### Problem
From the listing below, extract each line containing the string "this".

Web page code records
————————

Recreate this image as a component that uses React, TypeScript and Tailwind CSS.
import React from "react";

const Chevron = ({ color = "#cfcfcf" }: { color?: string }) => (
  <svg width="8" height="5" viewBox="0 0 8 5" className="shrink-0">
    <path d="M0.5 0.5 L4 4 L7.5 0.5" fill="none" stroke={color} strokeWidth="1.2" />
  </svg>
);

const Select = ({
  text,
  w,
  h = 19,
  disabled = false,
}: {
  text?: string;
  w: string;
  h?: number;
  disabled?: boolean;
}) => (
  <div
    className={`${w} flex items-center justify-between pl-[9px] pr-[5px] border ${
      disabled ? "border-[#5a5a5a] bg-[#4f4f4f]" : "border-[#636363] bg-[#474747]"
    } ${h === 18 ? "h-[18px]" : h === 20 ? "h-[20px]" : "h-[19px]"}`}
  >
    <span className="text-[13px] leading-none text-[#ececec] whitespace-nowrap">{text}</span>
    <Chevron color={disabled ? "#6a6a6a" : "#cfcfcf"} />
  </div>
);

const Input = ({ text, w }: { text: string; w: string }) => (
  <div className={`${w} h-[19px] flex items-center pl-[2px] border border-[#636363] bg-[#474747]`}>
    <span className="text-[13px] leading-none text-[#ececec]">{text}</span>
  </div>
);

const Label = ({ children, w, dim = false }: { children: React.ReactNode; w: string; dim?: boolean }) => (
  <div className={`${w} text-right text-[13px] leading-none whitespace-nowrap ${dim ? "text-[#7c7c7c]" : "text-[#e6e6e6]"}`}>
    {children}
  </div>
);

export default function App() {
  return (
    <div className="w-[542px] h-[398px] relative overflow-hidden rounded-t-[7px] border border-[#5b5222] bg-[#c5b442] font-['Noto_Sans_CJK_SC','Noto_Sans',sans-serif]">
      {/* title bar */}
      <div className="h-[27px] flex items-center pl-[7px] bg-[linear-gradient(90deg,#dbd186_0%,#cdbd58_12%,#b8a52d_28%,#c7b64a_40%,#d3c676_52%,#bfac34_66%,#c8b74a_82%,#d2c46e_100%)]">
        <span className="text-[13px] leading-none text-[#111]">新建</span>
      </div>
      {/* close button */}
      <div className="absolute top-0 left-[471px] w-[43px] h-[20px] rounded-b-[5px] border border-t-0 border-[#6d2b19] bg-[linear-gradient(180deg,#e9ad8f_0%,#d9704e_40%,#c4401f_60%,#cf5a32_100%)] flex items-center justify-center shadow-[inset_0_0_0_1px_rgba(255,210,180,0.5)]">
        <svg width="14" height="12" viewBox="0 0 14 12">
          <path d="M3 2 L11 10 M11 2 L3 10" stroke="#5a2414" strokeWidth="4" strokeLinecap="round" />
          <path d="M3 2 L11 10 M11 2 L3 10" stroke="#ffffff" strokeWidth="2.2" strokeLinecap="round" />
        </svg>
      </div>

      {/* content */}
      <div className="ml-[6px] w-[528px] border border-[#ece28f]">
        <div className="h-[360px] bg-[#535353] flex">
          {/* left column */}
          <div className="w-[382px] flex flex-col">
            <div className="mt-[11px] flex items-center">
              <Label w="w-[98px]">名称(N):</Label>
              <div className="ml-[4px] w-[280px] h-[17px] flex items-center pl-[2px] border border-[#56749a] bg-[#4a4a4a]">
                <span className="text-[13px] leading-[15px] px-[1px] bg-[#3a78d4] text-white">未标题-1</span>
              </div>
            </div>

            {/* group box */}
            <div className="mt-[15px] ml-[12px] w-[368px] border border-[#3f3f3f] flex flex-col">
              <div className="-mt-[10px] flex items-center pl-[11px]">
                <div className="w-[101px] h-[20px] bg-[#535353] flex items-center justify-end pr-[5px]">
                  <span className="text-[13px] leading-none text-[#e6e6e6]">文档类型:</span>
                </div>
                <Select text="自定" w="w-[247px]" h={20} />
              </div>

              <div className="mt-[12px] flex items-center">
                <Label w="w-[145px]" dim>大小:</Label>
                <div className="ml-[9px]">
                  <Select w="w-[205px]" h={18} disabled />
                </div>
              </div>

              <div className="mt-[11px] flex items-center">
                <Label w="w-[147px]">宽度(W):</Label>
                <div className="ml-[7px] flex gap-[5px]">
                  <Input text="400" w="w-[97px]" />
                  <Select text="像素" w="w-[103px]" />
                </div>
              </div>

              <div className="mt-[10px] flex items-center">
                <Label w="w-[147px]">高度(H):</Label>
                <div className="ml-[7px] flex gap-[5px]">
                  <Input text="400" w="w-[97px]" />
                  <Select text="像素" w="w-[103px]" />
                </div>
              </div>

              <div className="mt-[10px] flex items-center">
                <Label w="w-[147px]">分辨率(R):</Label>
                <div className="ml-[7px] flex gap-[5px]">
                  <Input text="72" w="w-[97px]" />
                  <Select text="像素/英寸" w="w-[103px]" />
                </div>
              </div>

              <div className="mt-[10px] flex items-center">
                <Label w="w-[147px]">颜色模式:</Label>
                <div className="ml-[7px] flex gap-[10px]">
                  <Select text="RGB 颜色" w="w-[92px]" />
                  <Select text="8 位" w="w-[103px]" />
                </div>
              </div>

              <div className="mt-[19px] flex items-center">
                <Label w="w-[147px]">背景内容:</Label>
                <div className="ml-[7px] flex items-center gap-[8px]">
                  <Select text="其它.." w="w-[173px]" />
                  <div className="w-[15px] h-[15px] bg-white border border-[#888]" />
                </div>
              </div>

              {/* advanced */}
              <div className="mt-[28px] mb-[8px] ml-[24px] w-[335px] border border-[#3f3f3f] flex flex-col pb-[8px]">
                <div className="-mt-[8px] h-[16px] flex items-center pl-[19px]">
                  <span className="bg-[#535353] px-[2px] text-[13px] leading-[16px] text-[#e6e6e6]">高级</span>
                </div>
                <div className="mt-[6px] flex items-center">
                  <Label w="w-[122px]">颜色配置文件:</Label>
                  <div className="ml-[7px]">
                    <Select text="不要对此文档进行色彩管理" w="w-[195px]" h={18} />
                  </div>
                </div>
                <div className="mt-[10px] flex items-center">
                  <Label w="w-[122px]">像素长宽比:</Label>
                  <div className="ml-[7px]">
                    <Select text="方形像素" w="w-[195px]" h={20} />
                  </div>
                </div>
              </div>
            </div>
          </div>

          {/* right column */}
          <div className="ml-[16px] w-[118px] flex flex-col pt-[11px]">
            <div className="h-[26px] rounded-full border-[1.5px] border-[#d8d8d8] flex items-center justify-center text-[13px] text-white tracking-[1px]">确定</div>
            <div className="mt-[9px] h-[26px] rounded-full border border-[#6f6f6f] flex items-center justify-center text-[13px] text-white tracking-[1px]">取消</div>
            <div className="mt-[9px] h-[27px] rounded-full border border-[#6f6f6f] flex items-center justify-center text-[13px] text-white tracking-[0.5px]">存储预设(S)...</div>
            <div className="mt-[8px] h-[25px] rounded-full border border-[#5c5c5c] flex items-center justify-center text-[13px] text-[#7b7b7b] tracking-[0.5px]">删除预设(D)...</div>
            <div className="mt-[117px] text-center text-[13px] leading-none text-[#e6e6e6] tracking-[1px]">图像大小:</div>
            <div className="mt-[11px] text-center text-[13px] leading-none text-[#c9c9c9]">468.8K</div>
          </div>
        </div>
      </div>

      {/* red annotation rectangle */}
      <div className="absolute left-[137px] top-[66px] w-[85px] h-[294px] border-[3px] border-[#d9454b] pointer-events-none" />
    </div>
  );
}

————————

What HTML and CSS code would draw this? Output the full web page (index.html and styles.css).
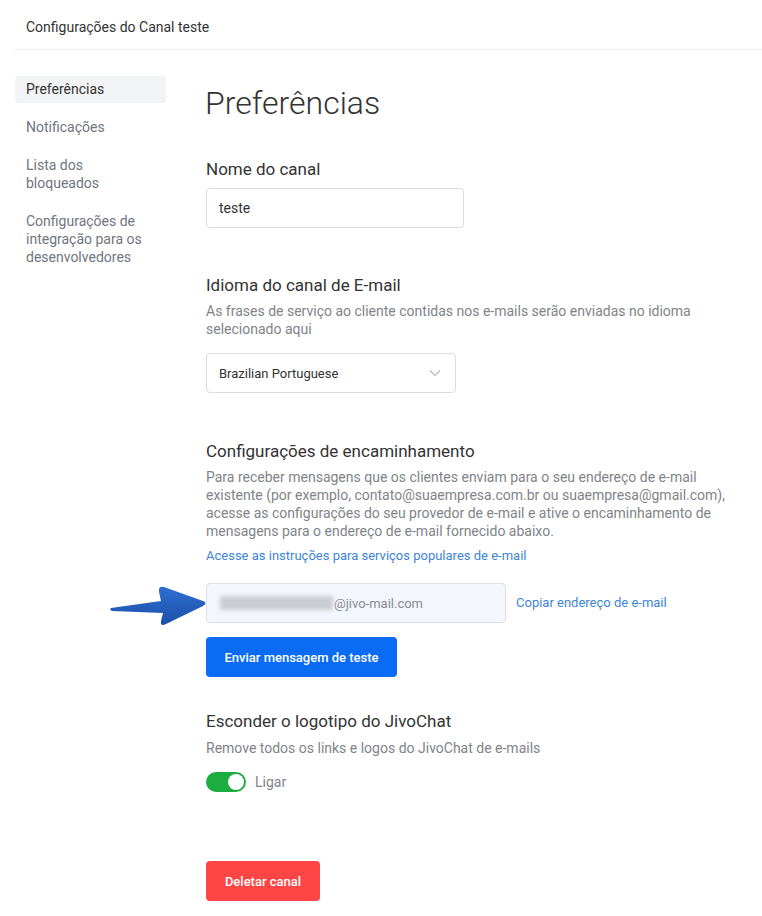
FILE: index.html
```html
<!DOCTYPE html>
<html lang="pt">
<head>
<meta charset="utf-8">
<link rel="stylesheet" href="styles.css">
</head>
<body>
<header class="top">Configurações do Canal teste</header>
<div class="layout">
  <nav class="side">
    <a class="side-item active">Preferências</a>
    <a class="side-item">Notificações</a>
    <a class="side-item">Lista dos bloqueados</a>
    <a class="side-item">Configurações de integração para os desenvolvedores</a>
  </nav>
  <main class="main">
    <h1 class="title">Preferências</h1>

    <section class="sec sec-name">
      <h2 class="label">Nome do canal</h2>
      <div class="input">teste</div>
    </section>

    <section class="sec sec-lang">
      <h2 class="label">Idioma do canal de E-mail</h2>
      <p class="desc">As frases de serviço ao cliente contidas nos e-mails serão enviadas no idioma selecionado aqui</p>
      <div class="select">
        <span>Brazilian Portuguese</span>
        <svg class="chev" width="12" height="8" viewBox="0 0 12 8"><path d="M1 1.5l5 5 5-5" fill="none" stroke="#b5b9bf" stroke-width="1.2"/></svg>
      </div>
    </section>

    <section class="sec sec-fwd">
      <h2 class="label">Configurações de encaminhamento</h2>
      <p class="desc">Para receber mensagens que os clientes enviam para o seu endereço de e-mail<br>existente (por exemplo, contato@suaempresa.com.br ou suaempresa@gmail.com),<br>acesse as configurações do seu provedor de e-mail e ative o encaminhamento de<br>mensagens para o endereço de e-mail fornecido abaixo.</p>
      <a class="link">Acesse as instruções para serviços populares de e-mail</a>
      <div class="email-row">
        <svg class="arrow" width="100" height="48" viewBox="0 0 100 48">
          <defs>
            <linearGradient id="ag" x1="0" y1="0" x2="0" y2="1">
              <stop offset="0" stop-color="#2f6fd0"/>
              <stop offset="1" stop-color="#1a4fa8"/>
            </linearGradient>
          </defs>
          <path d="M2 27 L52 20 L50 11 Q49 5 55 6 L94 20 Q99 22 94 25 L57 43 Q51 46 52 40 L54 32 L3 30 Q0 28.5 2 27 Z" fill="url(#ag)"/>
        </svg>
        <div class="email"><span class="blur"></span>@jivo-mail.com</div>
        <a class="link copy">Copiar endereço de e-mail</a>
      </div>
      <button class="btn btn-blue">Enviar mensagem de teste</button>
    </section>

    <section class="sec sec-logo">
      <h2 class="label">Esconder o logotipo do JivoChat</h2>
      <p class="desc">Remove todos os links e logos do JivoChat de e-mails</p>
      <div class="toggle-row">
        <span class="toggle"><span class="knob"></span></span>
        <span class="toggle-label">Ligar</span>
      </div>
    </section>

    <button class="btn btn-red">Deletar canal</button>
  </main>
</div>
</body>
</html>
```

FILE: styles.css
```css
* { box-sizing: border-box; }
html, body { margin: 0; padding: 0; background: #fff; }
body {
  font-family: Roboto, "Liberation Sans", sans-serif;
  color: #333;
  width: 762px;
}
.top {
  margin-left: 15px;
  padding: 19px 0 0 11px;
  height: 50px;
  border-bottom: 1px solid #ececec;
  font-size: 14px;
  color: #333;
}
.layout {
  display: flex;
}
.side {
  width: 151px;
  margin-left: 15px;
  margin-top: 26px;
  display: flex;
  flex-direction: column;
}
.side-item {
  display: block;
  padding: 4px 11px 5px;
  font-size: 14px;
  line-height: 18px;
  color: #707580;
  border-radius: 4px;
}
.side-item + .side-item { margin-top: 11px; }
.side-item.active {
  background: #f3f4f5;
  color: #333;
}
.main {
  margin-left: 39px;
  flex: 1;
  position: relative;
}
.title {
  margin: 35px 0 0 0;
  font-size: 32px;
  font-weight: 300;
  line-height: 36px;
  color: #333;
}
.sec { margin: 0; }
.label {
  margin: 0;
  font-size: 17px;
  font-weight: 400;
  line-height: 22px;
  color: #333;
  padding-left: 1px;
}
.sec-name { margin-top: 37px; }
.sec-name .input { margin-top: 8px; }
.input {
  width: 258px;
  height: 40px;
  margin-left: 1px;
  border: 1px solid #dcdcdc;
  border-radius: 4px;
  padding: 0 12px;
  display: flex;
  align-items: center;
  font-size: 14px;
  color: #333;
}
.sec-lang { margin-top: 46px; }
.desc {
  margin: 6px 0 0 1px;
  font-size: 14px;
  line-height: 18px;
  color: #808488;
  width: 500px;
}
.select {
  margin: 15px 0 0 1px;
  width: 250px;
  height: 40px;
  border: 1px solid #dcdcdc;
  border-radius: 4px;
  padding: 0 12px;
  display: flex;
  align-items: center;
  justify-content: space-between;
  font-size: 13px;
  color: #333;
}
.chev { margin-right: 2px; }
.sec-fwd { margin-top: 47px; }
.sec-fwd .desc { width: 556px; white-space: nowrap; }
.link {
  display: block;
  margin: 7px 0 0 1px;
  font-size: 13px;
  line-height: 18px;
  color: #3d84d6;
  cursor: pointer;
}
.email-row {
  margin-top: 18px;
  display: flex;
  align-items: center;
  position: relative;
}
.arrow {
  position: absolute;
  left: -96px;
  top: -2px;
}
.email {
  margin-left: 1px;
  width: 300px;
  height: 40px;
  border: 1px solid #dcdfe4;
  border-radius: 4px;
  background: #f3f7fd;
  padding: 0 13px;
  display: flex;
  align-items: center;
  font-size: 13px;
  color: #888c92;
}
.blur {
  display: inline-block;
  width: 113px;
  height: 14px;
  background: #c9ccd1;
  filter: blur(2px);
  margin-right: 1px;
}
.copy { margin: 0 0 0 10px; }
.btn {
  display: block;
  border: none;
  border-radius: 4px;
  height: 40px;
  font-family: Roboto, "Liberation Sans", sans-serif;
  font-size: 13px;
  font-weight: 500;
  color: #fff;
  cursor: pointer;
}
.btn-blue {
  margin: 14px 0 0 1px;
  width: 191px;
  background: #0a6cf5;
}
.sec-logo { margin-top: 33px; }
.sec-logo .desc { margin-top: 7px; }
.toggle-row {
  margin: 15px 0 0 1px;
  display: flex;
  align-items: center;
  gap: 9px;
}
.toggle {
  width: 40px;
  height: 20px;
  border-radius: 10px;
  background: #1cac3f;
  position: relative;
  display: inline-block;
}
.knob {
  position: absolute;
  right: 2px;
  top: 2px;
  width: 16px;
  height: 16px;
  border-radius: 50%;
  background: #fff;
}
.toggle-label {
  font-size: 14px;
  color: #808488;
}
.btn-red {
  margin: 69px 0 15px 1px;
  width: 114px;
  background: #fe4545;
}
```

————————

### The output
Recreate this image as a component that uses React, TypeScript and Tailwind CSS.
What HTML and CSS code would draw this? Output the full web page (index.html and styles.css).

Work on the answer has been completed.